Sales Process vs. Sales Script: Why Great Salespeople Don’t Need Scripts

If your team keeps asking for a better script, but your close rates are still inconsistent, you’re probably solving the wrong problem.

The real issue isn’t that people don’t know what to say.

It’s that they don’t know where they are in the sales process.

That’s a big distinction.

Most leaders think better sales conversations come from better scripts. But in our experience, the highest-performing salespeople aren’t following a script at all. They’re following a process.

They know the purpose of the conversation. They know what information they need. They know what decision needs to happen before moving to the next step.

And because of that, they can sound natural while still being incredibly effective.

That’s the difference in the sales process vs. sales script debate.

Sales Process vs. Sales Script: What’s the Difference?

A sales script is a collection of words.

A sales process is a framework for moving someone from curiosity to commitment.

Scripts focus on language.

Processes focus on outcomes.

A script might tell you how to start a discovery call.

A process tells you what must happen during that discovery call before you’ve earned the right to move forward.

The problem is that many organizations try to fix sales problems with new words when what they really need is a better system.

When deals stall, leaders rewrite email templates.

When prospects ghost, they update objection responses.

When close rates drop, they search for a stronger closing script.

Meanwhile, nobody is asking whether the prospect was qualified correctly, whether the real problem was uncovered, or whether enough trust was built before a proposal was sent.

Those aren’t script problems.

Those are process problems.

The SERVICE Sales Framework Isn’t Scripted

One of the biggest misconceptions about sales training is that people need a perfect talk track.

They don’t.

What they need is confidence inside a repeatable framework.

In the SERVICE Sales Framework, every conversation has a purpose.

There are key moments that need to happen.

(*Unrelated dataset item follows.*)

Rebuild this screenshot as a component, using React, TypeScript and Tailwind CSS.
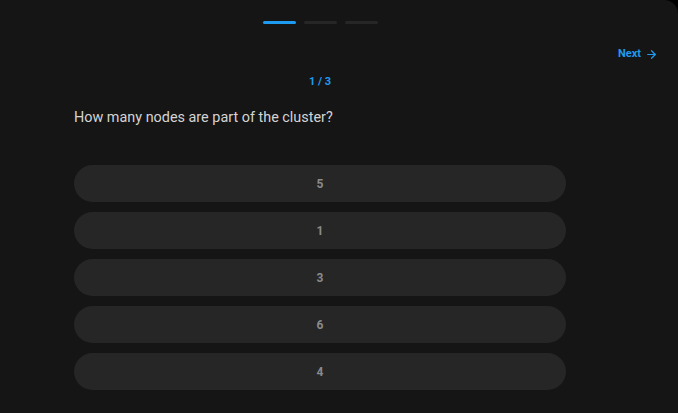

There are questions that help uncover the truth.

There are phrases that create clarity.

But none of it is meant to be delivered word-for-word.

Because real sales conversations aren’t predictable.

Every prospect is different.

Every organization has different priorities.

Every decision-maker brings different concerns to the table.

That’s why Brooke teaches salespeople to master conversations, not memorize scripts.

The goal isn’t to sound rehearsed.

The goal is to know what you’re listening for and where you’re guiding the discussion.

What Good Salespeople Actually Need

The best salespeople have language for important moments.

They don’t have scripts for every moment.

There’s a difference.

For example:

  • How do you open a discovery conversation?
  • How do you ask deeper questions without sounding interrogative?
  • How do you challenge assumptions respectfully?
  • How do you discuss budget confidently?
  • How do you ask for a decision?

Those moments matter.

Having proven language helps.

But the language only works when it’s attached to a larger process.

Otherwise, it’s just a collection of clever phrases.

Think of it this way:

A GPS is useful when you know your destination.

Without a destination, it’s just directions to nowhere.

Why Process Creates Consistency

The reason sales processes outperform sales scripts is simple:

Processes create consistency.

When everyone follows the same framework, leaders can identify exactly where deals are breaking down.

They can answer questions like:

  • Are we talking to the right people?
  • Are we uncovering real business problems?
  • Are we creating urgency?
  • Are we qualifying effectively?
  • Are we advancing opportunities too early?

Without a process, every salesperson creates their own version of selling.

One person succeeds because they’re naturally gifted.

Another struggles because they’re guessing.

A third gets lucky.

That’s not a sales system.

That’s sales improvisation.

And improvisation doesn’t scale.

The Best Sales Teams Use Both

This isn’t an argument against scripts.

It’s an argument against relying on scripts as the solution.

The strongest sales organizations use both process and language.

The process defines what needs to happen.

The language supports those moments.

For example:

During discovery, there may be specific questions every salesperson should ask.

During proposal discussions, there may be key phrases that help clarify value.

During closing conversations, there may be proven ways to discuss commitment.

But none of those exist in isolation.

They’re connected to a larger framework.

The script supports the process.

The process drives the outcome.

The Question Leaders Should Be Asking

Instead of asking:

“Do we need a better sales script?”

Ask:

“Where in our sales process are opportunities getting stuck?”

That’s the question that leads to real improvement.

Because once you identify the stage where momentum breaks down, you can coach the behavior, improve the framework, and give your team better language for that specific moment.

That’s how sales performance improves.

Not through memorization.

Through mastery.

Final Thoughts

Your team doesn’t need to sound like robots.

They don’t need to memorize a twenty-page script.

And they definitely don’t need to read canned responses to prospects.

What they need is a clear sales process, a repeatable framework, and confidence in the conversations that matter most.

The best salespeople aren’t reciting lines.

They’re navigating real conversations with intention.

That’s exactly what the SERVICE Sales Framework was designed to do.

Give people a structure they can trust, while still leaving room to sound human.

Because the goal isn’t perfect words.

The goal is helping the right buyer make the right decision.